Mafia a Expo, revocati i domiciliari per Nastasi Considerato prestanome nel consorzio Dominus

Revocati dopo otto mesi gli arresti domiciliari al partannese Calogero Nastasi, di 70 anni, condannato con il rito abbreviato lo scorso febbraio a tre anni e otto mesi di reclusione nell’ambito del procedimento scaturito dall’operazione Giotto, messa a segno dalla Direzione distrettuale antimafia di Milano che ha portato alla luce presunte infiltrazioni mafiose nell’organizzazione sull’Expo di Milano 2015. 

Il provvedimento è stato disposto dal gip di Milano Alessandra Del Corvo che ha accolto la richiesta avanzata dall’avvocato Gianni Caracci. Nastasi, amministratore unico del consorzio Dominus dall’aprile del 2015, secondo l’accusa era il prestanome del figlio Giuseppe, considerato vicino al latitante Matteo Messina Denaro e condannato nell’ambito dello stesso procedimento a otto anni e dieci mesi di carcere. 

Per i magistrati il 70enne era «totalmente avulso alla realtà imprenditoriale milanese» e «pienamente consapevole della gestione illecita del figlio in varie società, inserite nel meccanismo degli innumerevoli illeciti tributari». Secondo quanto riconosciuto nella sentenza di primo gradi, il consorzio Dominus a Expo ha ottenuto appalti per 18 milioni di euro e ha realizzato i padiglioni di Francia, Guinea, Qatar e Birra Poretti, l’auditorium e il palazzo dei congressi. A commissionare i lavori è stata la società Nolostand, una delle controllate da Fiera Milano. Una parte dei fondi neri creati sarebbe finita alla mafia siciliana, in particolare alla famiglia Accardo di Trapani. 

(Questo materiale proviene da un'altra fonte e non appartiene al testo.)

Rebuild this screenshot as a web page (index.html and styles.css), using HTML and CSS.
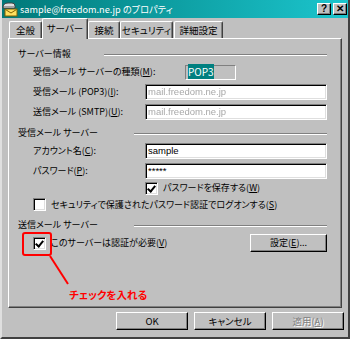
FILE: index.html
```html
<!DOCTYPE html>
<html>
<head>
    <meta charset="UTF-8">
    <title>sample@freedom.ne.jp のプロパティ</title>
    <link rel="stylesheet" href="styles.css">
</head>
<body>
    <div class="window">
        <div class="titlebar">
            <svg class="appicon" width="16" height="16" viewBox="0 0 16 16">
                <rect x="3" y="8" width="12" height="7" fill="#ffe060" stroke="#806000"/>
                <path d="M3.5 8.5 L9 12 L14.5 8.5" fill="none" stroke="#806000"/>
                <path d="M1 7 Q1 2 6 2 L10 2 Q13 2 13 5 L13 7 Z" fill="#e0e0e0" stroke="#404040"/>
                <rect x="2" y="5" width="10" height="2" fill="#a0a0a0"/>
            </svg>
            <span class="title">sample@freedom.ne.jp のプロパティ</span>
            <div class="tbtns">
                <span class="tbtn">?</span>
                <span class="tbtn">✕</span>
            </div>
        </div>

        <div class="tabs">
            <span class="tab w1">全般</span>
            <span class="tab active">サーバー</span>
            <span class="tab w3">接続</span>
            <span class="tab w4">セキュリティ</span>
            <span class="tab w5">詳細設定</span>
        </div>

        <div class="panel">
            <div class="group">
                <span>サーバー情報</span><span class="rule"></span>
            </div>
            <div class="row r20">
                <span class="label wide">受信メール サーバーの種類(<u>M</u>):</span>
                <span class="typebox"><span class="sel">POP3</span></span>
            </div>
            <div class="row r20">
                <span class="label">受信メール (POP3)(<u>I</u>):</span>
                <span class="field"><span class="blur">mail.freedom.ne.jp</span></span>
            </div>
            <div class="row r20">
                <span class="label">送信メール (SMTP)(<u>U</u>):</span>
                <span class="field"><span class="blur">mail.freedom.ne.jp</span></span>
            </div>

            <div class="group g2">
                <span>受信メール サーバー</span><span class="rule"></span>
            </div>
            <div class="row r20">
                <span class="label">アカウント名(<u>C</u>):</span>
                <span class="field">sample</span>
            </div>
            <div class="row r20">
                <span class="label">パスワード(<u>P</u>):</span>
                <span class="field">*****</span>
            </div>
            <div class="row r14 indent">
                <span class="check on"></span>
                <span>パスワードを保存する(<u>W</u>)</span>
            </div>
            <div class="row r19">
                <span class="check"></span>
                <span>セキュリティで保護されたパスワード認証でログオンする(<u>S</u>)</span>
            </div>

            <div class="group g3">
                <span>送信メール サーバー</span><span class="rule"></span>
            </div>
            <div class="row r20">
                <span class="check on"></span>
                <span>このサーバーは認証が必要(<u>V</u>)</span>
                <span class="btn setbtn">設定(<u>E</u>)...</span>
            </div>

            <span class="mark"></span>
            <svg class="pointer" width="30" height="40" viewBox="0 0 30 40">
                <line x1="3" y1="2" x2="21" y2="30" stroke="#ff0000" stroke-width="2"/>
            </svg>
            <span class="note">チェックを入れる</span>
        </div>

        <div class="buttons">
            <span class="btn">OK</span>
            <span class="btn">キャンセル</span>
            <span class="btn disabled">適用(<u>A</u>)</span>
        </div>
    </div>
</body>
</html>
```

FILE: styles.css
```css
body {
    margin: 0;
    font-family: "Noto Sans CJK JP", "Liberation Sans", sans-serif;
    font-size: 9px;
    font-feature-settings: "palt";
    line-height: 12px;
    white-space: nowrap;
    color: #000;
    background: #c0c0c0;
}
.window {
    width: 350px;
    height: 339px;
    box-sizing: border-box;
    background: #c0c0c0;
    border-left: 2px solid #dfdfdf;
    border-right: 2px solid #404040;
    border-bottom: 2px solid #404040;
    overflow: hidden;
}
.titlebar {
    height: 18px;
    margin-left: -2px;
    margin-right: -2px;
    display: flex;
    align-items: center;
    padding-left: 2px;
    background: linear-gradient(to right, #007878, #1cc6ce);
    color: white;
}
.appicon { flex: none; }
.title {
    margin-left: 2px;
    font-size: 9.2px;
    line-height: 18px;
}
.tbtns {
    margin-left: auto;
    margin-right: 3px;
    display: flex;
    gap: 2px;
}
.tbtn {
    width: 14px;
    height: 12px;
    box-sizing: border-box;
    background: #c0c0c0;
    color: #000;
    font-family: "Liberation Sans", sans-serif;
    font-weight: bold;
    font-size: 10px;
    line-height: 10px;
    text-align: center;
    border: 1px solid;
    border-color: #fff #000 #000 #fff;
    box-shadow: inset -1px -1px #808080;
}
.tabs {
    height: 20px;
    padding-left: 7px;
    display: flex;
    align-items: flex-end;
    position: relative;
    z-index: 1;
}
.tab {
    height: 17px;
    box-sizing: border-box;
    text-align: center;
    font-size: 9.5px;
    line-height: 16px;
    border: 1px solid;
    border-color: #fff #404040 transparent #fff;
    border-bottom: none;
    border-radius: 2px 2px 0 0;
    box-shadow: inset -1px 0 #808080;
}
.w1 { width: 33px; }
.w3 { width: 32px; }
.w4 { width: 53px; }
.w5 { width: 49px; margin-left: 1px; }
.tab.active {
    width: 46px;
    height: 21px;
    margin-bottom: -1px;
    background: #c0c0c0;
    line-height: 18px;
}
.panel {
    position: relative;
    height: 270px;
    margin: 0 6px;
    box-sizing: border-box;
    border: 1px solid;
    border-color: #fff #404040 #404040 #fff;
    box-shadow: inset -1px -1px #808080;
    padding: 7px 14px 0 9px;
}
.group {
    height: 16px;
    display: flex;
    align-items: center;
}
.g2 { margin-top: 3px; }
.g3 { margin-top: 3px; }
.rule {
    flex: 1;
    margin-left: 33px;
    margin-top: 2px;
    border-top: 1px solid #808080;
    border-bottom: 1px solid #fff;
}
.g2 .rule,
.g3 .rule { margin-left: 36px; }
.row {
    display: flex;
    align-items: center;
    padding-left: 15px;
}
.r20 { height: 20px; }
.r19 { height: 19px; }
.r14 { height: 14px; }
.indent { padding-left: 127px; }
.label {
    width: 112px;
    flex: none;
}
.label.wide { width: 152px; }
.typebox {
    width: 51px;
    height: 15px;
    box-sizing: border-box;
    border: 1px solid;
    border-color: #808080 #fff #fff #808080;
    padding-left: 2px;
    line-height: 12px;
    font-size: 10px;
}
.sel {
    background: #008080;
    color: #fff;
}
.field {
    flex: 1;
    height: 16px;
    box-sizing: border-box;
    background: #fff;
    border: 1px solid;
    border-color: #808080 #fff #fff #808080;
    box-shadow: inset 1px 1px #000, inset -1px -1px #dfdfdf;
    padding-left: 2px;
    line-height: 14px;
    font-family: "Liberation Sans", sans-serif;
    font-size: 9.5px;
}
.blur {
    color: #a8a8a8;
    filter: blur(0.7px);
}
.check {
    width: 13px;
    height: 13px;
    flex: none;
    box-sizing: border-box;
    margin-right: 5px;
    background: #fff;
    border: 1px solid;
    border-color: #808080 #fff #fff #808080;
    box-shadow: inset 1px 1px #000, inset -1px -1px #dfdfdf;
    position: relative;
}
.check.on::after {
    content: "";
    position: absolute;
    left: 3px;
    top: 1px;
    width: 3px;
    height: 6px;
    border: solid #000;
    border-width: 0 2px 2px 0;
    transform: rotate(40deg);
}
.btn {
    height: 18px;
    box-sizing: border-box;
    display: inline-flex;
    align-items: center;
    justify-content: center;
    background: #c0c0c0;
    border: 1px solid;
    border-color: #fff #000 #000 #fff;
    box-shadow: inset -1px -1px #808080;
}
.setbtn {
    width: 77px;
    margin-left: auto;
}
.btn.disabled {
    color: #808080;
    text-shadow: 1px 1px #fff;
}
.buttons {
    display: flex;
    justify-content: flex-end;
    gap: 6px;
    margin-top: 4px;
    padding-right: 4px;
    font-size: 9.5px;
}
.buttons .btn { width: 72px; }
.mark {
    position: absolute;
    left: 13px;
    top: 193px;
    width: 26px;
    height: 20px;
    border: 2px solid #ff0000;
    border-radius: 3px;
}
.pointer {
    position: absolute;
    left: 38px;
    top: 215px;
}
.note {
    position: absolute;
    left: 60px;
    top: 250px;
    color: #ff0000;
    font-weight: bold;
    font-size: 10.5px;
}
```
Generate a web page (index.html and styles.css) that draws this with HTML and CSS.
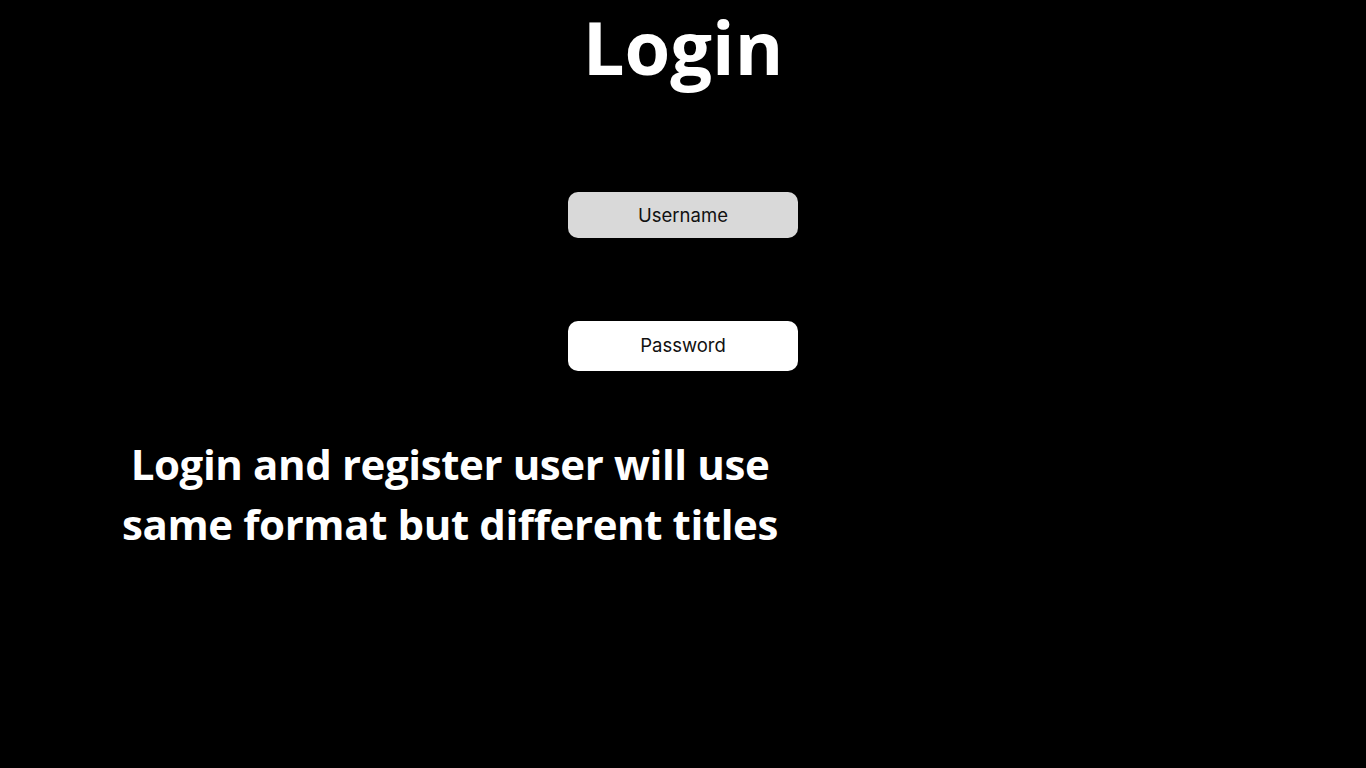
FILE: index.html
```html
<!DOCTYPE html>
<html lang="en">
<head>
<meta charset="utf-8">
<title>Login</title>
<link rel="stylesheet" href="styles.css">
</head>
<body>
<main class="page">
  <h1 class="title">Login</h1>
  <div class="fields">
    <div class="field field-user">Username</div>
    <div class="field field-pass">Password</div>
  </div>
  <p class="note">Login and register user will use<br>same format but different titles</p>
</main>
</body>
</html>
```
FILE: styles.css
```css
html, body {
  margin: 0;
  padding: 0;
  background: #000;
  width: 1366px;
  height: 768px;
  overflow: hidden;
}
.page {
  display: flex;
  flex-direction: column;
  font-family: "Open Sans", "Liberation Sans", sans-serif;
  color: #fff;
}
.title {
  margin: -4px 0 0 0;
  text-align: center;
  font-size: 74px;
  font-weight: 700;
  line-height: 102px;
}
.fields {
  display: flex;
  flex-direction: column;
  align-items: center;
  gap: 83px;
  margin-top: 94px;
}
.field {
  width: 230px;
  border-radius: 10px;
  display: flex;
  align-items: center;
  justify-content: center;
  font-size: 18.5px;
  color: #111;
  font-family: "Inter", "Open Sans", sans-serif;
}
.field-user {
  height: 46px;
  background: #d9d9d9;
}
.field-pass {
  height: 50px;
  padding-bottom: 3px;
  box-sizing: border-box;
  background: #fff;
}
.note {
  margin: 63px 0 0 0;
  width: 900px;
  text-align: center;
  font-size: 42px;
  font-weight: 700;
  line-height: 60px;
  letter-spacing: -0.4px;
}
```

Il giudice per le udienze preliminari di Milano ha riconosciuto a padre e figlio l’aggravante per mafia. Circostanza contestata dalla difesa dei due. L’avvocato Caracci ha infatti annunciato il ricorso in appello. «Attendiamo solo di leggere le motivazioni della sentenza – ha sottolineato – che verranno depositate a breve. Poi procederemo al ricorso contestando l’aggravante per mafia. Mancano infatti i riscontri circa le frequentazioni del mio assistito con uomini legati a cosa nostra».